I’ve got to this point and I almost want to tear up the second half of this post and start over. We must not promote defeatism! But it’s important to recognize that any organization, or business, is going to have vulnerability levels that cannot be reduced to zero. In other words, if you have a belly, you’re vulnerable. You’re probably already compromised, or at least in a compromising situation.

Here are some general recommendations:

  • Follow a Systematic, Comprehensive Approach to Security. This is the catch-all recommendation to armor the whole belly and body of the enterprise with a minimum of weak links.
  • Separate the most sensitive IT resources from the rest of the body, as I recommended in Restricted Zones Redux.
  • Vigorously protect privileged accounts, whether for people such as domain administrators, or network service and management interfaces. In some cases, organizations deploy privileged identity management solutions such as Lieberman Software, or password vaulting solutions for maximum hardening of these accounts. 

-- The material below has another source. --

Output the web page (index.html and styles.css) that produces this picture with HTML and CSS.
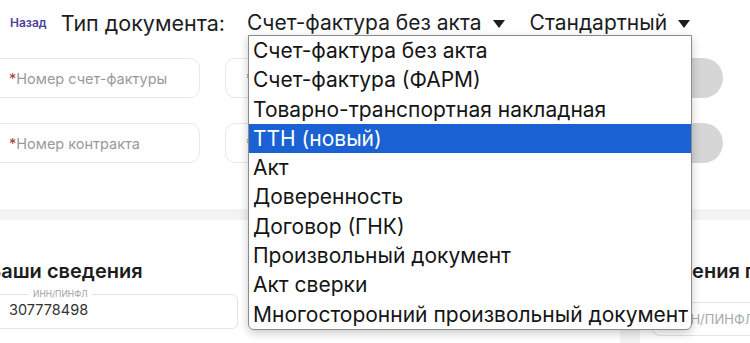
FILE: index.html
```html
<!DOCTYPE html>
<html lang="ru">
<head>
    <meta charset="UTF-8">
    <meta name="viewport" content="width=device-width, initial-scale=1.0">
    <title>Документ</title>
    <link rel="stylesheet" href="styles.css">
</head>
<body>
    <div class="top-card">
        <div class="topbar">
            <a class="back" href="#">Назад</a>
            <span class="doc-title">Тип документа:</span>
            <div class="select-wrap">
                <span class="select">Счет-фактура без акта
                    <svg class="caret" width="14" height="10" viewBox="0 0 14 10"><path d="M1 1h12L7 9z" fill="#1d1d1f"/></svg>
                </span>
                <div class="dropdown">
                    <div class="option">Счет-фактура без акта</div>
                    <div class="option">Счет-фактура (ФАРМ)</div>
                    <div class="option">Товарно-транспортная накладная</div>
                    <div class="option selected">ТТН (новый)</div>
                    <div class="option">Акт</div>
                    <div class="option">Доверенность</div>
                    <div class="option">Договор (ГНК)</div>
                    <div class="option">Произвольный документ</div>
                    <div class="option">Акт сверки</div>
                    <div class="option">Многосторонний произвольный документ</div>
                </div>
            </div>
            <span class="select">Стандартный
                <svg class="caret" width="14" height="10" viewBox="0 0 14 10"><path d="M1 1h12L7 9z" fill="#1d1d1f"/></svg>
            </span>
        </div>

        <div class="form-row">
            <div class="field"><span class="req">*</span>Номер счет-фактуры</div>
            <div class="field"><span class="req gray">*</span></div>
            <div class="pill"></div>
        </div>
        <div class="form-row">
            <div class="field"><span class="req">*</span>Номер контракта</div>
            <div class="field"><span class="req gray">*</span></div>
            <div class="pill"></div>
        </div>
    </div>

    <div class="bottom">
        <div class="col left">
            <h2>Ваши сведения</h2>
            <fieldset class="box">
                <legend>ИНН/ПИНФЛ</legend>
                <span class="value">307778498</span>
            </fieldset>
        </div>
        <div class="col right">
            <h2>Сведения покупателя</h2>
            <div class="input">ИНН/ПИНФЛ</div>
        </div>
    </div>
</body>
</html>
```

FILE: styles.css
```css
body {
    margin: 0;
    font-family: Inter, "Noto Sans", sans-serif;
    color: #1d1d1f;
    background-color: #f3f3f3;
    width: 750px;
    height: 343px;
    overflow: hidden;
}
.top-card {
    background-color: #fff;
    height: 209px;
    box-sizing: border-box;
    padding-top: 10px;
}
.topbar {
    display: flex;
    align-items: center;
    padding-left: 10px;
    height: 25px;
}
.back {
    color: #4b3f9e;
    font-size: 12px;
    font-weight: 600;
    text-decoration: none;
    margin-right: 14px;
}
.doc-title {
    font-size: 21.5px;
    margin-right: 22px;
    white-space: nowrap;
}
.select-wrap {
    position: relative;
    margin-right: 24px;
}
.select {
    font-size: 21px;
    display: flex;
    align-items: center;
    gap: 10px;
    white-space: nowrap;
}
.caret {
    margin-top: 2px;
}
.dropdown {
    position: absolute;
    top: 25px;
    left: 1px;
    width: 444px;
    background-color: #fff;
    border: 1px solid #8c8c8c;
    border-radius: 0 0 6px 6px;
    box-shadow: 0 3px 10px rgba(0, 0, 0, 0.22);
    box-sizing: border-box;
    z-index: 5;
}
.option {
    height: 29.3px;
    line-height: 29.3px;
    padding-left: 4px;
    font-size: 21px;
    color: #151515;
    white-space: nowrap;
}
.option.selected {
    background-color: #1a62d4;
    color: #fff;
}
.form-row {
    display: flex;
    gap: 25px;
    margin-left: -12px;
    margin-top: 23px;
}
.form-row + .form-row {
    margin-top: 25px;
}
.field {
    width: 212px;
    height: 40px;
    box-sizing: border-box;
    border: 1px solid #e8e8e8;
    border-radius: 10px;
    padding-left: 20px;
    display: flex;
    align-items: center;
    font-size: 14.5px;
    color: #9a9a9a;
    white-space: nowrap;
}
.req {
    color: #b03a3a;
}
.req.gray {
    color: #777;
}
.pill {
    margin-left: auto;
    margin-right: 27px;
    width: 80px;
    height: 40px;
    border-radius: 0 20px 20px 0;
    background-color: #d6d6d6;
}
.bottom {
    display: flex;
    margin-top: 11px;
    gap: 20px;
}
.col {
    background-color: #fff;
    height: 130px;
    box-sizing: border-box;
    padding-top: 39px;
}
.col.left {
    margin-left: -12px;
    width: 632px;
    flex-shrink: 0;
}
.col.right {
    flex: 1;
    min-width: 0;
    overflow: hidden;
    padding-left: 1px;
}
h2 {
    font-size: 20px;
    font-weight: 600;
    margin: 0;
    height: 24px;
    line-height: 24px;
    white-space: nowrap;
}
.box {
    margin: 6px 0 0 0;
    border: 1px solid #e4e4e4;
    border-radius: 6px;
    padding: 0 0 0 20px;
    height: 40px;
    box-sizing: border-box;
    width: 250px;
}
.box legend {
    font-size: 8.5px;
    color: #a0a0a0;
    margin-left: 20px;
    padding: 0 4px;
}
.value {
    font-size: 14.5px;
    color: #333;
    line-height: 22px;
}
.input {
    margin: 19px 0 0 11px;
    border: 1px solid #e4e4e4;
    border-right: none;
    border-radius: 8px 0 0 8px;
    height: 34px;
    box-sizing: border-box;
    padding-left: 18px;
    display: flex;
    align-items: center;
    font-size: 13px;
    color: #a8a8a8;
    white-space: nowrap;
}
```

  • For Active Directory specifically, take a good look through the links in this post and Sanjay Tandon’s blog. After you’ve tightened up security policies, reduced the number of domain administrators to the bare minimum and locked down the domain controller environment, Sanjay’s Active Directory auditing products could help you monitor on a continuous basis whether those tightened policies remain in effect, or have lapsed in the face of normal human and organizational activity.